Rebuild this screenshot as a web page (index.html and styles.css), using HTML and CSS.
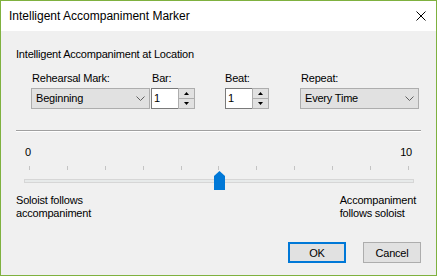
FILE: index.html
```html
<!DOCTYPE html>
<html>
<head>
<meta charset="utf-8">
<title>Intelligent Accompaniment Marker</title>
<link rel="stylesheet" href="styles.css">
</head>
<body>
<div class="window">
  <div class="titlebar">
    <span class="title">Intelligent Accompaniment Marker</span>
    <svg class="close" width="10" height="10" viewBox="0 0 10 10"><path d="M0.5 0.5 L9.5 9.5 M9.5 0.5 L0.5 9.5" stroke="#000" stroke-width="1" fill="none"/></svg>
  </div>
  <div class="content">
    <div class="group-label">Intelligent Accompaniment at Location</div>
    <div class="fields">
      <div class="field f-mark">
        <div class="label">Rehearsal Mark:</div>
        <div class="combo"><span>Beginning</span><svg class="chev" width="9" height="5" viewBox="0 0 9 5"><path d="M0.5 0.5 L4.5 4.5 L8.5 0.5" stroke="#606060" fill="none"/></svg></div>
      </div>
      <div class="field f-bar">
        <div class="label">Bar:</div>
        <div class="spin">
          <div class="edit">1</div>
          <div class="updown">
            <div class="ud"><svg width="5" height="3" viewBox="0 0 5 3"><path d="M2.5 0 L5 3 L0 3 Z" fill="#000"/></svg></div>
            <div class="ud"><svg width="5" height="3" viewBox="0 0 5 3"><path d="M0 0 L5 0 L2.5 3 Z" fill="#000"/></svg></div>
          </div>
        </div>
      </div>
      <div class="field f-beat">
        <div class="label">Beat:</div>
        <div class="spin">
          <div class="edit">1</div>
          <div class="updown">
            <div class="ud"><svg width="5" height="3" viewBox="0 0 5 3"><path d="M2.5 0 L5 3 L0 3 Z" fill="#000"/></svg></div>
            <div class="ud"><svg width="5" height="3" viewBox="0 0 5 3"><path d="M0 0 L5 0 L2.5 3 Z" fill="#000"/></svg></div>
          </div>
        </div>
      </div>
      <div class="field f-repeat">
        <div class="label">Repeat:</div>
        <div class="combo"><span>Every Time</span><svg class="chev" width="9" height="5" viewBox="0 0 9 5"><path d="M0.5 0.5 L4.5 4.5 L8.5 0.5" stroke="#606060" fill="none"/></svg></div>
      </div>
    </div>
    <div class="separator"></div>
    <div class="slider">
      <div class="scale-labels"><span>0</span><span>10</span></div>
      <div class="ticks">
        <i></i><i></i><i></i><i></i><i></i><i></i><i></i><i></i><i></i><i></i><i></i>
      </div>
      <div class="track"><div class="thumb"></div></div>
    </div>
    <div class="ends">
      <div class="end">Soloist follows<br>accompaniment</div>
      <div class="end end-right">Accompaniment<br>follows soloist</div>
    </div>
    <div class="buttons">
      <button class="btn btn-default">OK</button>
      <button class="btn">Cancel</button>
    </div>
  </div>
</div>
</body>
</html>
```
FILE: styles.css
```css
html, body {
  margin: 0;
  padding: 0;
  background: #f0f0f0;
}
body {
  font-family: "Liberation Sans", Arial, sans-serif;
  font-size: 11px;
  line-height: 13px;
  letter-spacing: -0.2px;
  color: #000;
}
.window {
  width: 437px;
  height: 276px;
  box-sizing: border-box;
  border: 1px solid #7fb13f;
  background: #f0f0f0;
  display: flex;
  flex-direction: column;
}
.titlebar {
  height: 30px;
  flex: none;
  background: #fff;
  display: flex;
  align-items: center;
  justify-content: space-between;
  padding: 0 10px 0 8px;
}
.title {
  font-size: 12px;
  letter-spacing: 0;
  line-height: 16px;
  color: #000;
}
.close {
  display: block;
}
.content {
  flex: 1;
  padding: 17px 15px 0 15px;
  display: flex;
  flex-direction: column;
}
.group-label {
  height: 13px;
}
.fields {
  display: flex;
  margin-top: 11px;
  padding-left: 15px;
}
.field {
  display: flex;
  flex-direction: column;
}
.field .label {
  height: 13px;
  margin-bottom: 3px;
  padding-left: 1px;
}
.f-mark { width: 119px; }
.f-bar { margin-left: 1px; }
.f-beat { margin-left: 30px; }
.f-repeat { margin-left: 31px; width: 119px; }
.f-beat .label { padding-left: 0; }
.combo {
  height: 21px;
  box-sizing: border-box;
  border: 1px solid #adadad;
  background: #e1e1e1;
  display: flex;
  align-items: center;
  justify-content: space-between;
  padding: 0 4px 0 4px;
}
.chev { display: block; }
.spin {
  display: flex;
  height: 21px;
}
.edit {
  width: 27px;
  box-sizing: border-box;
  border: 1px solid #7a7a7a;
  border-right: none;
  background: #fff;
  padding-left: 2px;
  line-height: 19px;
}
.updown {
  width: 17px;
  box-sizing: border-box;
  border: 1px solid #adadad;
  background: #e1e1e1;
  display: flex;
  flex-direction: column;
}
.ud {
  flex: 1;
  display: flex;
  align-items: center;
  justify-content: center;
}
.ud + .ud {
  border-top: 1px solid #adadad;
}
.ud svg { display: block; }
.separator {
  margin-top: 21px;
  height: 1px;
  background: #a0a0a0;
  border-bottom: 1px solid #fff;
}
.slider {
  margin-top: 14px;
  display: flex;
  flex-direction: column;
}
.scale-labels {
  display: flex;
  justify-content: space-between;
  padding: 0 9px 0 9px;
  height: 13px;
}
.ticks {
  display: flex;
  justify-content: space-between;
  margin: 7px 12px 0 13px;
  height: 4px;
}
.ticks i {
  display: block;
  width: 1px;
  height: 4px;
  background: #c4c4c4;
}
.track {
  position: relative;
  margin: 9px 7px 0 8px;
  height: 4px;
  box-sizing: border-box;
  border: 1px solid #d6d6d6;
  background: #e7eaea;
}
.thumb {
  position: absolute;
  left: 189px;
  top: -9px;
  width: 11px;
  height: 19px;
  background: #0078d7;
  clip-path: polygon(0 5px, 5.5px 0, 11px 5px, 11px 19px, 0 19px);
}
.ends {
  margin-top: 11px;
  display: flex;
  justify-content: space-between;
}
.end-right {
  margin-right: 5px;
}
.buttons {
  margin-top: auto;
  margin-bottom: 12px;
  display: flex;
  justify-content: flex-end;
  gap: 17px;
}
.btn {
  width: 58px;
  height: 21px;
  box-sizing: border-box;
  border: 1px solid #adadad;
  background: #e1e1e1;
  font-family: "Liberation Sans", Arial, sans-serif;
  font-size: 11px;
  letter-spacing: -0.2px;
  color: #000;
  padding: 0;
  margin: 0;
}
.btn-default {
  border: 2px solid #0078d7;
}
```
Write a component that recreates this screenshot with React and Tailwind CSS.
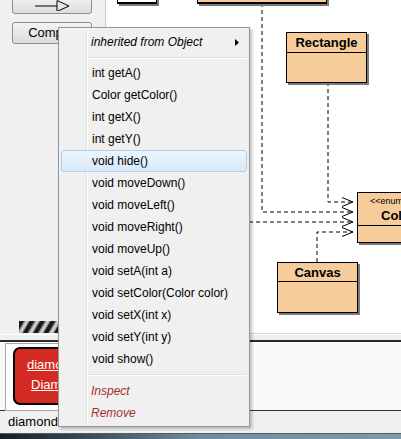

• [The task] Reproduce every record word for word. The copy must contain no pictures.

• [Exercise solution]
Rebuild this screenshot as a web page (index.html and styles.css), using HTML and CSS.
FILE: index.html
```html
<!DOCTYPE html>
<html>
<head>
<meta charset="utf-8">
<title>Intelligent Accompaniment Marker</title>
<link rel="stylesheet" href="styles.css">
</head>
<body>
<div class="window">
  <div class="titlebar">
    <span class="title">Intelligent Accompaniment Marker</span>
    <svg class="close" width="10" height="10" viewBox="0 0 10 10"><path d="M0.5 0.5 L9.5 9.5 M9.5 0.5 L0.5 9.5" stroke="#000" stroke-width="1" fill="none"/></svg>
  </div>
  <div class="content">
    <div class="group-label">Intelligent Accompaniment at Location</div>
    <div class="fields">
      <div class="field f-mark">
        <div class="label">Rehearsal Mark:</div>
        <div class="combo"><span>Beginning</span><svg class="chev" width="9" height="5" viewBox="0 0 9 5"><path d="M0.5 0.5 L4.5 4.5 L8.5 0.5" stroke="#606060" fill="none"/></svg></div>
      </div>
      <div class="field f-bar">
        <div class="label">Bar:</div>
        <div class="spin">
          <div class="edit">1</div>
          <div class="updown">
            <div class="ud"><svg width="5" height="3" viewBox="0 0 5 3"><path d="M2.5 0 L5 3 L0 3 Z" fill="#000"/></svg></div>
            <div class="ud"><svg width="5" height="3" viewBox="0 0 5 3"><path d="M0 0 L5 0 L2.5 3 Z" fill="#000"/></svg></div>
          </div>
        </div>
      </div>
      <div class="field f-beat">
        <div class="label">Beat:</div>
        <div class="spin">
          <div class="edit">1</div>
          <div class="updown">
            <div class="ud"><svg width="5" height="3" viewBox="0 0 5 3"><path d="M2.5 0 L5 3 L0 3 Z" fill="#000"/></svg></div>
            <div class="ud"><svg width="5" height="3" viewBox="0 0 5 3"><path d="M0 0 L5 0 L2.5 3 Z" fill="#000"/></svg></div>
          </div>
        </div>
      </div>
      <div class="field f-repeat">
        <div class="label">Repeat:</div>
        <div class="combo"><span>Every Time</span><svg class="chev" width="9" height="5" viewBox="0 0 9 5"><path d="M0.5 0.5 L4.5 4.5 L8.5 0.5" stroke="#606060" fill="none"/></svg></div>
      </div>
    </div>
    <div class="separator"></div>
    <div class="slider">
      <div class="scale-labels"><span>0</span><span>10</span></div>
      <div class="ticks">
        <i></i><i></i><i></i><i></i><i></i><i></i><i></i><i></i><i></i><i></i><i></i>
      </div>
      <div class="track"><div class="thumb"></div></div>
    </div>
    <div class="ends">
      <div class="end">Soloist follows<br>accompaniment</div>
      <div class="end end-right">Accompaniment<br>follows soloist</div>
    </div>
    <div class="buttons">
      <button class="btn btn-default">OK</button>
      <button class="btn">Cancel</button>
    </div>
  </div>
</div>
</body>
</html>
```
FILE: styles.css
```css
html, body {
  margin: 0;
  padding: 0;
  background: #f0f0f0;
}
body {
  font-family: "Liberation Sans", Arial, sans-serif;
  font-size: 11px;
  line-height: 13px;
  letter-spacing: -0.2px;
  color: #000;
}
.window {
  width: 437px;
  height: 276px;
  box-sizing: border-box;
  border: 1px solid #7fb13f;
  background: #f0f0f0;
  display: flex;
  flex-direction: column;
}
.titlebar {
  height: 30px;
  flex: none;
  background: #fff;
  display: flex;
  align-items: center;
  justify-content: space-between;
  padding: 0 10px 0 8px;
}
.title {
  font-size: 12px;
  letter-spacing: 0;
  line-height: 16px;
  color: #000;
}
.close {
  display: block;
}
.content {
  flex: 1;
  padding: 17px 15px 0 15px;
  display: flex;
  flex-direction: column;
}
.group-label {
  height: 13px;
}
.fields {
  display: flex;
  margin-top: 11px;
  padding-left: 15px;
}
.field {
  display: flex;
  flex-direction: column;
}
.field .label {
  height: 13px;
  margin-bottom: 3px;
  padding-left: 1px;
}
.f-mark { width: 119px; }
.f-bar { margin-left: 1px; }
.f-beat { margin-left: 30px; }
.f-repeat { margin-left: 31px; width: 119px; }
.f-beat .label { padding-left: 0; }
.combo {
  height: 21px;
  box-sizing: border-box;
  border: 1px solid #adadad;
  background: #e1e1e1;
  display: flex;
  align-items: center;
  justify-content: space-between;
  padding: 0 4px 0 4px;
}
.chev { display: block; }
.spin {
  display: flex;
  height: 21px;
}
.edit {
  width: 27px;
  box-sizing: border-box;
  border: 1px solid #7a7a7a;
  border-right: none;
  background: #fff;
  padding-left: 2px;
  line-height: 19px;
}
.updown {
  width: 17px;
  box-sizing: border-box;
  border: 1px solid #adadad;
  background: #e1e1e1;
  display: flex;
  flex-direction: column;
}
.ud {
  flex: 1;
  display: flex;
  align-items: center;
  justify-content: center;
}
.ud + .ud {
  border-top: 1px solid #adadad;
}
.ud svg { display: block; }
.separator {
  margin-top: 21px;
  height: 1px;
  background: #a0a0a0;
  border-bottom: 1px solid #fff;
}
.slider {
  margin-top: 14px;
  display: flex;
  flex-direction: column;
}
.scale-labels {
  display: flex;
  justify-content: space-between;
  padding: 0 9px 0 9px;
  height: 13px;
}
.ticks {
  display: flex;
  justify-content: space-between;
  margin: 7px 12px 0 13px;
  height: 4px;
}
.ticks i {
  display: block;
  width: 1px;
  height: 4px;
  background: #c4c4c4;
}
.track {
  position: relative;
  margin: 9px 7px 0 8px;
  height: 4px;
  box-sizing: border-box;
  border: 1px solid #d6d6d6;
  background: #e7eaea;
}
.thumb {
  position: absolute;
  left: 189px;
  top: -9px;
  width: 11px;
  height: 19px;
  background: #0078d7;
  clip-path: polygon(0 5px, 5.5px 0, 11px 5px, 11px 19px, 0 19px);
}
.ends {
  margin-top: 11px;
  display: flex;
  justify-content: space-between;
}
.end-right {
  margin-right: 5px;
}
.buttons {
  margin-top: auto;
  margin-bottom: 12px;
  display: flex;
  justify-content: flex-end;
  gap: 17px;
}
.btn {
  width: 58px;
  height: 21px;
  box-sizing: border-box;
  border: 1px solid #adadad;
  background: #e1e1e1;
  font-family: "Liberation Sans", Arial, sans-serif;
  font-size: 11px;
  letter-spacing: -0.2px;
  color: #000;
  padding: 0;
  margin: 0;
}
.btn-default {
  border: 2px solid #0078d7;
}
```
Write a component that recreates this screenshot with React and Tailwind CSS.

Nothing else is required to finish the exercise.